--- Start COLLECTED DATA ---

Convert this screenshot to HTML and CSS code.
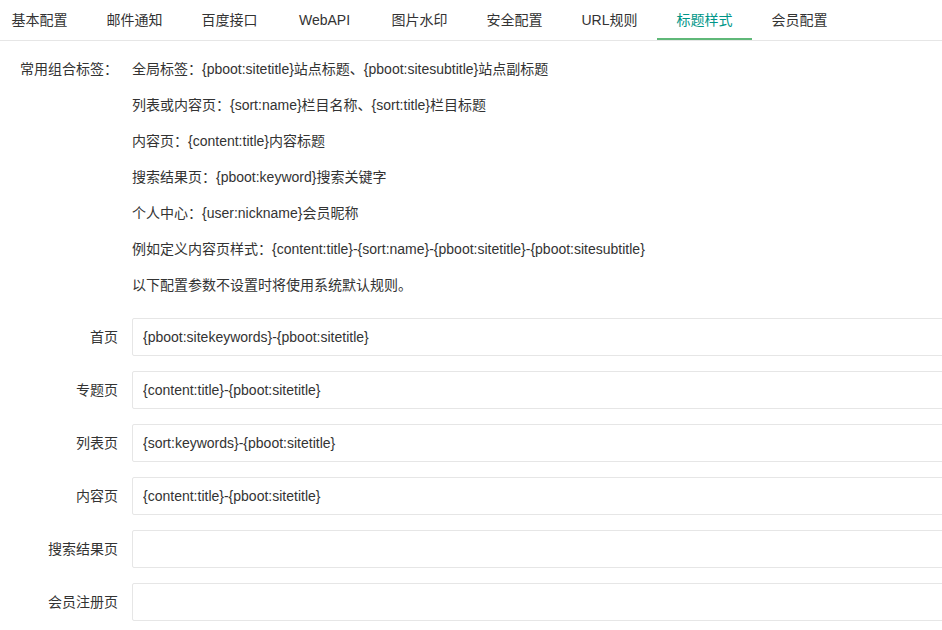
FILE: index.html
```html
<!DOCTYPE html>
<html lang="zh-CN">
<head>
<meta charset="utf-8">
<title>标题样式</title>
<link rel="stylesheet" href="styles.css">
</head>
<body>
<div class="tabs">
  <ul class="tab-title">
    <li class="first">基本配置</li>
    <li>邮件通知</li>
    <li>百度接口</li>
    <li>WebAPI</li>
    <li>图片水印</li>
    <li>安全配置</li>
    <li>URL规则</li>
    <li class="active">标题样式</li>
    <li>会员配置</li>
  </ul>
  <div class="tab-content">
    <div class="help-row">
      <div class="label">常用组合标签：</div>
      <div class="help-lines">
        <div class="line">全局标签：{pboot:sitetitle}站点标题、{pboot:sitesubtitle}站点副标题</div>
        <div class="line">列表或内容页：{sort:name}栏目名称、{sort:title}栏目标题</div>
        <div class="line">内容页：{content:title}内容标题</div>
        <div class="line">搜索结果页：{pboot:keyword}搜索关键字</div>
        <div class="line">个人中心：{user:nickname}会员昵称</div>
        <div class="line">例如定义内容页样式：{content:title}-{sort:name}-{pboot:sitetitle}-{pboot:sitesubtitle}</div>
        <div class="line">以下配置参数不设置时将使用系统默认规则。</div>
      </div>
    </div>
    <div class="form-item">
      <label class="label">首页</label>
      <input class="input" type="text" value="{pboot:sitekeywords}-{pboot:sitetitle}">
    </div>
    <div class="form-item">
      <label class="label">专题页</label>
      <input class="input" type="text" value="{content:title}-{pboot:sitetitle}">
    </div>
    <div class="form-item">
      <label class="label">列表页</label>
      <input class="input" type="text" value="{sort:keywords}-{pboot:sitetitle}">
    </div>
    <div class="form-item">
      <label class="label">内容页</label>
      <input class="input" type="text" value="{content:title}-{pboot:sitetitle}">
    </div>
    <div class="form-item">
      <label class="label">搜索结果页</label>
      <input class="input" type="text" value="">
    </div>
    <div class="form-item">
      <label class="label">会员注册页</label>
      <input class="input" type="text" value="">
    </div>
  </div>
</div>
</body>
</html>
```
FILE: styles.css
```css
html, body {
  margin: 0;
  padding: 0;
  background: #fff;
  overflow: hidden;
}
body {
  width: 942px;
  height: 630px;
  font-family: "Liberation Sans", "Noto Sans CJK SC", sans-serif;
  font-size: 14px;
  color: #333;
}
.tab-title {
  list-style: none;
  margin: 0;
  padding: 0;
  display: flex;
  height: 40px;
  border-bottom: 1px solid #e6e6e6;
}
.tab-title li {
  flex: 0 0 95px;
  box-sizing: border-box;
  line-height: 40px;
  height: 40px;
  text-align: center;
  white-space: nowrap;
  color: #333;
}
.tab-title li.first {
  flex-basis: 87px;
  padding-right: 8px;
}
.tab-title li.active {
  color: #009688;
  border-bottom: 2px solid #5fb878;
  line-height: 40px;
}
.tab-content {
  padding-top: 10px;
}
.help-row {
  display: grid;
  grid-template-columns: 132px 1fr;
}
.label {
  display: block;
  padding-right: 14px;
  text-align: right;
  white-space: nowrap;
  line-height: 36px;
}
.help-lines .line {
  line-height: 36px;
  white-space: nowrap;
}
.form-item {
  display: grid;
  grid-template-columns: 132px 1fr;
  align-items: center;
  margin-top: 15px;
}
.form-item .label {
  line-height: 38px;
}
.input {
  width: 900px;
  height: 38px;
  box-sizing: border-box;
  border: 1px solid #e6e6e6;
  border-radius: 2px;
  padding: 0 10px;
  font-family: "Liberation Sans", "Noto Sans CJK SC", sans-serif;
  font-size: 14px;
  color: #333;
  background: #fff;
  outline: none;
}
```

--- End COLLECTED DATA ---

### [GIVEN EXERCISE]
Go through the listing above and quote it exactly, apart from its images.

### [RESULT BELOW]
Convert this screenshot to HTML and CSS code.
FILE: index.html
```html
<!DOCTYPE html>
<html lang="zh-CN">
<head>
<meta charset="utf-8">
<title>标题样式</title>
<link rel="stylesheet" href="styles.css">
</head>
<body>
<div class="tabs">
  <ul class="tab-title">
    <li class="first">基本配置</li>
    <li>邮件通知</li>
    <li>百度接口</li>
    <li>WebAPI</li>
    <li>图片水印</li>
    <li>安全配置</li>
    <li>URL规则</li>
    <li class="active">标题样式</li>
    <li>会员配置</li>
  </ul>
  <div class="tab-content">
    <div class="help-row">
      <div class="label">常用组合标签：</div>
      <div class="help-lines">
        <div class="line">全局标签：{pboot:sitetitle}站点标题、{pboot:sitesubtitle}站点副标题</div>
        <div class="line">列表或内容页：{sort:name}栏目名称、{sort:title}栏目标题</div>
        <div class="line">内容页：{content:title}内容标题</div>
        <div class="line">搜索结果页：{pboot:keyword}搜索关键字</div>
        <div class="line">个人中心：{user:nickname}会员昵称</div>
        <div class="line">例如定义内容页样式：{content:title}-{sort:name}-{pboot:sitetitle}-{pboot:sitesubtitle}</div>
        <div class="line">以下配置参数不设置时将使用系统默认规则。</div>
      </div>
    </div>
    <div class="form-item">
      <label class="label">首页</label>
      <input class="input" type="text" value="{pboot:sitekeywords}-{pboot:sitetitle}">
    </div>
    <div class="form-item">
      <label class="label">专题页</label>
      <input class="input" type="text" value="{content:title}-{pboot:sitetitle}">
    </div>
    <div class="form-item">
      <label class="label">列表页</label>
      <input class="input" type="text" value="{sort:keywords}-{pboot:sitetitle}">
    </div>
    <div class="form-item">
      <label class="label">内容页</label>
      <input class="input" type="text" value="{content:title}-{pboot:sitetitle}">
    </div>
    <div class="form-item">
      <label class="label">搜索结果页</label>
      <input class="input" type="text" value="">
    </div>
    <div class="form-item">
      <label class="label">会员注册页</label>
      <input class="input" type="text" value="">
    </div>
  </div>
</div>
</body>
</html>
```
FILE: styles.css
```css
html, body {
  margin: 0;
  padding: 0;
  background: #fff;
  overflow: hidden;
}
body {
  width: 942px;
  height: 630px;
  font-family: "Liberation Sans", "Noto Sans CJK SC", sans-serif;
  font-size: 14px;
  color: #333;
}
.tab-title {
  list-style: none;
  margin: 0;
  padding: 0;
  display: flex;
  height: 40px;
  border-bottom: 1px solid #e6e6e6;
}
.tab-title li {
  flex: 0 0 95px;
  box-sizing: border-box;
  line-height: 40px;
  height: 40px;
  text-align: center;
  white-space: nowrap;
  color: #333;
}
.tab-title li.first {
  flex-basis: 87px;
  padding-right: 8px;
}
.tab-title li.active {
  color: #009688;
  border-bottom: 2px solid #5fb878;
  line-height: 40px;
}
.tab-content {
  padding-top: 10px;
}
.help-row {
  display: grid;
  grid-template-columns: 132px 1fr;
}
.label {
  display: block;
  padding-right: 14px;
  text-align: right;
  white-space: nowrap;
  line-height: 36px;
}
.help-lines .line {
  line-height: 36px;
  white-space: nowrap;
}
.form-item {
  display: grid;
  grid-template-columns: 132px 1fr;
  align-items: center;
  margin-top: 15px;
}
.form-item .label {
  line-height: 38px;
}
.input {
  width: 900px;
  height: 38px;
  box-sizing: border-box;
  border: 1px solid #e6e6e6;
  border-radius: 2px;
  padding: 0 10px;
  font-family: "Liberation Sans", "Noto Sans CJK SC", sans-serif;
  font-size: 14px;
  color: #333;
  background: #fff;
  outline: none;
}
```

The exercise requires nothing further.